▸ SUPPLIED INFORMATION:
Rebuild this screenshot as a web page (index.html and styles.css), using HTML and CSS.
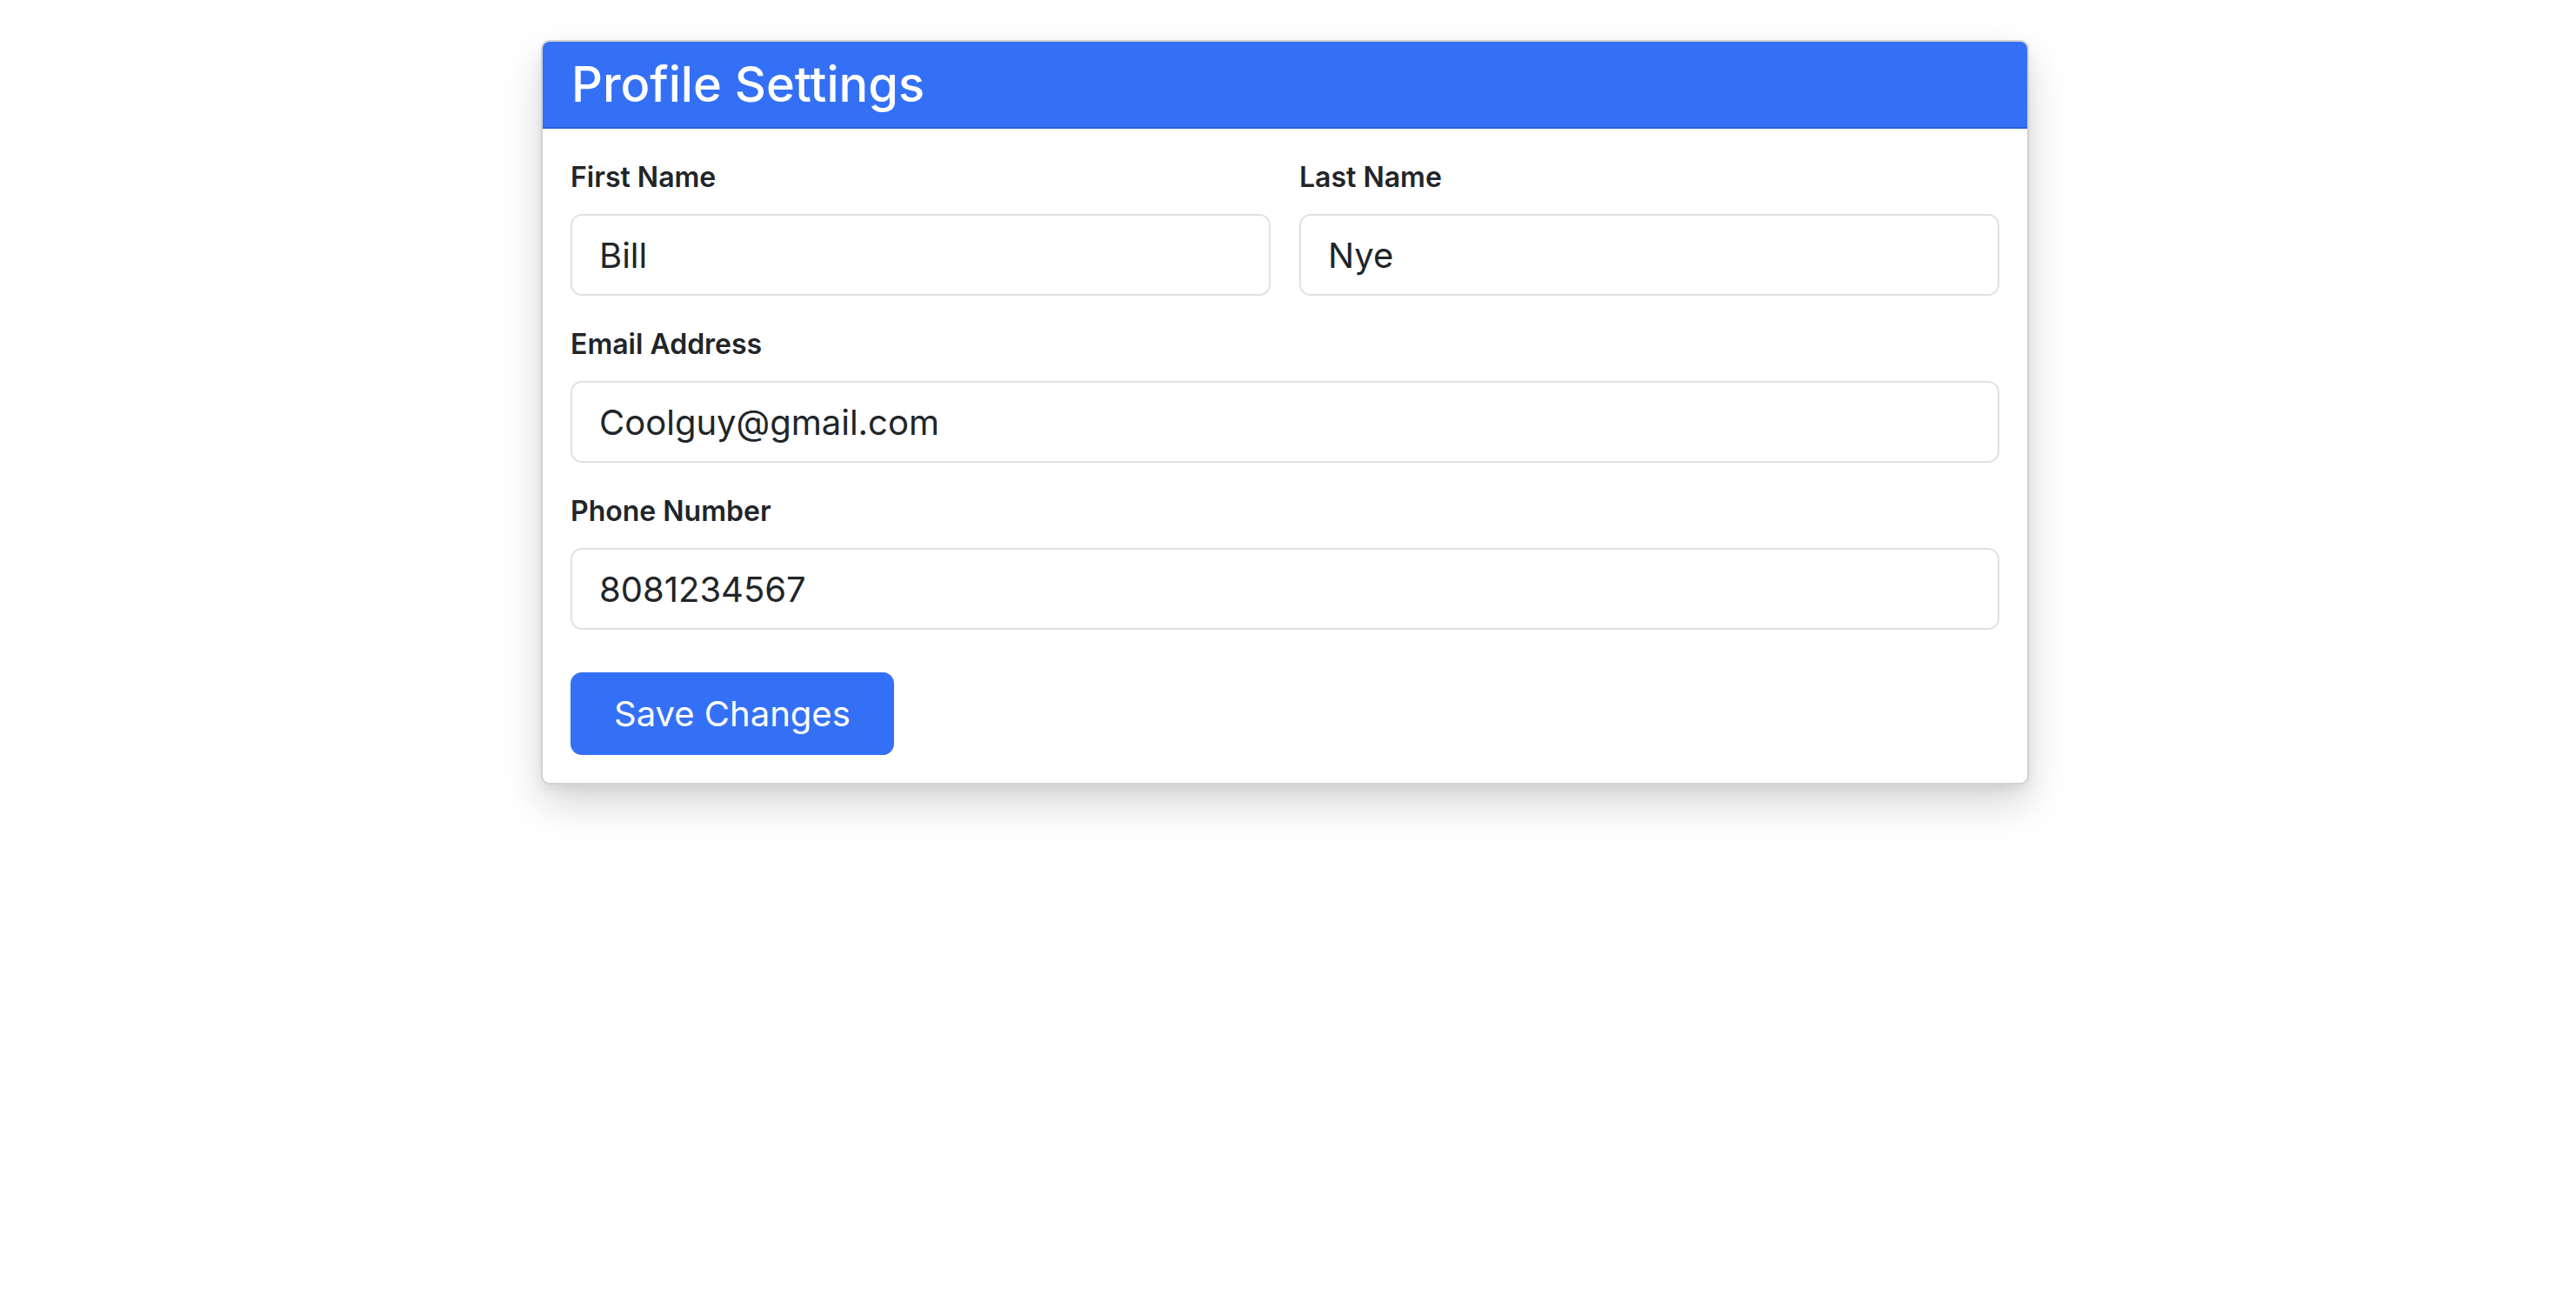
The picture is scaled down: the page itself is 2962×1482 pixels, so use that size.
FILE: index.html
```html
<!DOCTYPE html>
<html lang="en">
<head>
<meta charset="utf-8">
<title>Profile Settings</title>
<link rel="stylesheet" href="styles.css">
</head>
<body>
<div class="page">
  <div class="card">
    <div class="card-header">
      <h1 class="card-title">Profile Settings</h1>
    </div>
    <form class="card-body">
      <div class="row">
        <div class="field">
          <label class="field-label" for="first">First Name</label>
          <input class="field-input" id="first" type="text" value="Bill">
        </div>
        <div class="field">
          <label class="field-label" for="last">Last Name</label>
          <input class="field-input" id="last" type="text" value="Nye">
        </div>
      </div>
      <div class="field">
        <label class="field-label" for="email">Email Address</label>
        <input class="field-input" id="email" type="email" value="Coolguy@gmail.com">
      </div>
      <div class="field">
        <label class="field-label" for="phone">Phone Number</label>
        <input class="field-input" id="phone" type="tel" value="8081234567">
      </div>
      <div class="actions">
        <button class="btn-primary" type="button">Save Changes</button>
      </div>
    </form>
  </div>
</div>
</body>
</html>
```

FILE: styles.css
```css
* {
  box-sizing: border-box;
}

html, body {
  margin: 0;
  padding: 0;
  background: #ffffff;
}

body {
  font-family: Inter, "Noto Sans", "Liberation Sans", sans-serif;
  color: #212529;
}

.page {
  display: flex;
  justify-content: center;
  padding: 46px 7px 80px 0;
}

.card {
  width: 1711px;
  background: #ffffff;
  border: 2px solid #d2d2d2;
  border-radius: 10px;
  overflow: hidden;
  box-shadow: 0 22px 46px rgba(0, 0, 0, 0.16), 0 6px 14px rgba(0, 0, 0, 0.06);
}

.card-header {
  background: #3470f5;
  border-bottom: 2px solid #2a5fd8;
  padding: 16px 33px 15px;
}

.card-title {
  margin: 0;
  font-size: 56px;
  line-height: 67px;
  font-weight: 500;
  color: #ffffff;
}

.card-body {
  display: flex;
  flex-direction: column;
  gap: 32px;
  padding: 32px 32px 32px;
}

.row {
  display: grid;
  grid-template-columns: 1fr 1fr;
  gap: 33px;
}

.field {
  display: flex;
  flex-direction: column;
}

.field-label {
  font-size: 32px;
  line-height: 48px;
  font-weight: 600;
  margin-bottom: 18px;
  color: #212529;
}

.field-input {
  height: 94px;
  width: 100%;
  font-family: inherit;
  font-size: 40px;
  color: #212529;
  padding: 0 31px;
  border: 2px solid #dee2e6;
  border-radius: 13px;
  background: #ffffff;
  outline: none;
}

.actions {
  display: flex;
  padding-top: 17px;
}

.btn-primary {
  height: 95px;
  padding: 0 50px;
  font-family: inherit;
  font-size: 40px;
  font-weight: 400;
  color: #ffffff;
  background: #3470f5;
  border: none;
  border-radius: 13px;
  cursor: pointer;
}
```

▸ WRITTEN INSTRUCTION:
Return each line of the listing that holds the string "styles".

▸ THE COMPLETED TASK:
Rebuild this screenshot as a web page (index.html and styles.css), using HTML and CSS.
<link rel="stylesheet" href="styles.css">
FILE: styles.css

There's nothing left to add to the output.